Grape harvest up; season warmest in decades

Central Otago Winegrowers Association spokesman James Dicey beside his finished crop for the year in Bannockburn. Photo: Tom Kitchin
Central Otago Winegrowers Association spokesman James Dicey beside his finished crop for the year in Bannockburn. Photo: Tom Kitchin
The weather for this year's Central Otago wine vintage was the warmest since 1956 and tonnage was up, on trend with the rest of the country.

A statement from New Zealand Winegrowers said New Zealand benefited from ''a warm summer'' and 419,000 tonnes of grapes were harvested in the country's vintage this year.

This was up 6% on the 2017 tonnage, but still lower than first anticipated, due to an early start to the season.

Central Otago Winegrowers Association spokesman James Dicey said recently tonnage for the district was up by about 15%.

Normally the district produces 8000 to 10,000 tonnes but this year it climbed to 11,500.

''There were really good yields,'' Mr Dicey said.

The harvest was the earliest in the history of modern winemaking in Central Otago, since 1987, when winemaking began.

New Zealand Winegrowers chief executive Philip Gregan said production of pinot noir and merlot had lifted more than 20% on last year nationwide, as the amount of these varieties were down sharply in 2017.

Mr Dicey said Central Otago produced little merlot, but pinot noir equated to 77% of the district's industry.

He said pinot noir had a larger vintage than last year, but not as significant as 2008 and 2014 which had the largest vintages ever for the variety.

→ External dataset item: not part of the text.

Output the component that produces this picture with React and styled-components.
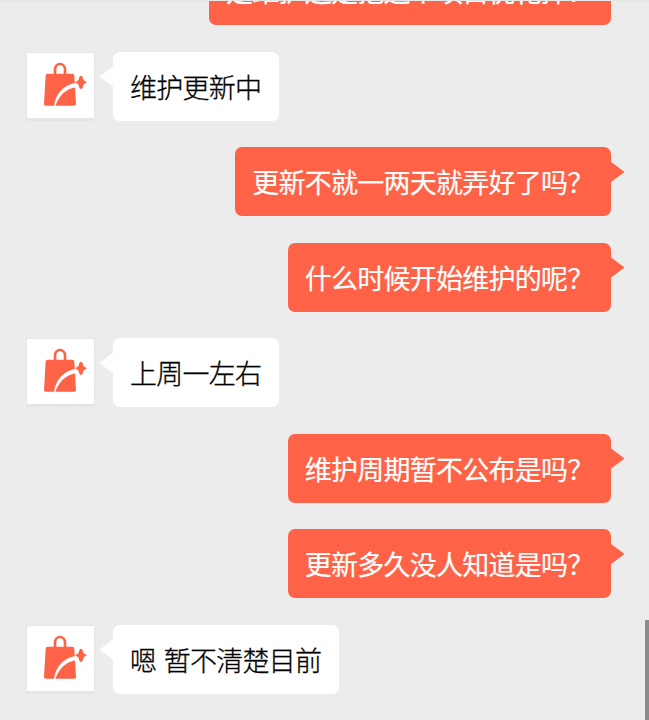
import React from 'react';
import styled, { createGlobalStyle } from 'styled-components';

const messages = [
    { id: 1, own: true, text: '是维护还是把这个项目优化掉？' },
    { id: 2, own: false, text: '维护更新中' },
    { id: 3, own: true, text: '更新不就一两天就弄好了吗？' },
    { id: 4, own: true, text: '什么时候开始维护的呢？' },
    { id: 5, own: false, text: '上周一左右' },
    { id: 6, own: true, text: '维护周期暂不公布是吗？' },
    { id: 7, own: true, text: '更新多久没人知道是吗？' },
    { id: 8, own: false, text: '嗯 暂不清楚目前' },
];

const GlobalStyle = createGlobalStyle`
    body {
        margin: 0;
        overflow: hidden;
        background: #ececec;
    }
`;

const ChatWindow = styled.main`
    position: relative;
    box-sizing: border-box;
    height: 720px;
    overflow: hidden;
    border-top: 1px solid #e6e6e6;
    background: #ececec;
    font-family: 'Noto Sans CJK SC', sans-serif;
`;

const MessageList = styled.div`
    display: flex;
    flex-direction: column;
    gap: 26.5px;
    margin-top: -44.6px;
    padding: 0 38px 0 26px;
`;

const MessageRow = styled.div`
    display: flex;
    flex-shrink: 0;
    justify-content: ${({ $own }) => ($own ? 'flex-end' : 'flex-start')};
    gap: 18px;
    height: 69px;
`;

const Avatar = styled.div`
    box-sizing: border-box;
    width: 69px;
    height: 69px;
    border: 1px solid #e5e5e5;
    border-bottom-width: 3px;
    border-radius: 2px;
    background: #fff;

    svg {
        display: block;
    }
`;

const Bubble = styled.div`
    position: relative;
    box-sizing: border-box;
    height: 69px;
    padding: 0 17.5px 0 17px;
    border-radius: 7px;
    color: ${({ $own }) => ($own ? '#fff' : '#000')};
    background: ${({ $own }) => ($own ? '#ff6347' : '#fff')};
    font-size: 27px;
    font-weight: ${({ $own }) => ($own ? 400 : 300)};
    letter-spacing: -0.75px;
    line-height: 69px;
    word-spacing: 2.4px;
    white-space: nowrap;
    -webkit-text-stroke: ${({ $own }) => ($own ? '0.2px' : '0.3px')} currentColor;

    &::after {
        content: '';
        position: absolute;
        top: 14px;
        ${({ $own }) => ($own ? 'right' : 'left')}: -13.5px;
        width: 14px;
        height: 21px;
        background: inherit;
        clip-path: ${({ $own }) =>
            $own
                ? 'polygon(0 0, 100% 50%, 0 100%)'
                : 'polygon(100% 0, 0 50%, 100% 100%)'};
    }
`;

const ScrollThumb = styled.div`
    position: absolute;
    right: 0;
    bottom: 0;
    width: 4px;
    height: 100px;
    background: #8b8b8b;
`;

const BagLogo = () => (
    <svg width="67" height="65" viewBox="36 39 201 195">
        <path
            d="M120 104V88a15 16 0 0 1 30 0v16"
            fill="none"
            stroke="#ff6347"
            strokeWidth="8"
        />
        <path
            d="M98 101h74q6 0 6 6l5 85q0 5-5 5H92q-5 0-5-5l5-85q0-6 6-6z"
            fill="#ff6347"
        />
        <path
            d="M117 198C122 160 148 132 185 129V141C151 147 132 167 121 198z"
            fill="#fff"
        />
        <path
            d="M198 107q5 0 7 12 3 4 11 8-8 4-11 8-2 12-7 12t-7-12q-3-4-11-8 8-4 11-8 2-12 7-12z"
            fill="#ff6347"
        />
    </svg>
);

const Message = ({ own, text }) => (
    <MessageRow $own={own}>
        {!own && (
            <Avatar>
                <BagLogo />
            </Avatar>
        )}
        <Bubble $own={own}>{text}</Bubble>
    </MessageRow>
);

const App = () => (
    <>
        <GlobalStyle />
        <ChatWindow>
            <MessageList>
                {messages.map(({ id, own, text }) => (
                    <Message key={id} own={own} text={text} />
                ))}
            </MessageList>
            <ScrollThumb />
        </ChatWindow>
    </>
);

export default App;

This year's harvest was four to five weeks long and finished at the end of March, three weeks early.

However, he said a problem with the shortage of workers which the Otago Daily Times covered at the start of the season was never solved.

''We were a bit behind the eight ball ... we struggled throughout the season.''

There were more hectares of vines than previous years but not enough people to staff them.

The cost of housing and freedom camping restrictions had an impact on worker supply.

He said he did not yet have a solution to the shortage of workers problem but the industry was working with the community and district council to find one that would bring more workers to the area when needed for future years.

The first of the wine harvested this year would be ready for sale from mid-2019.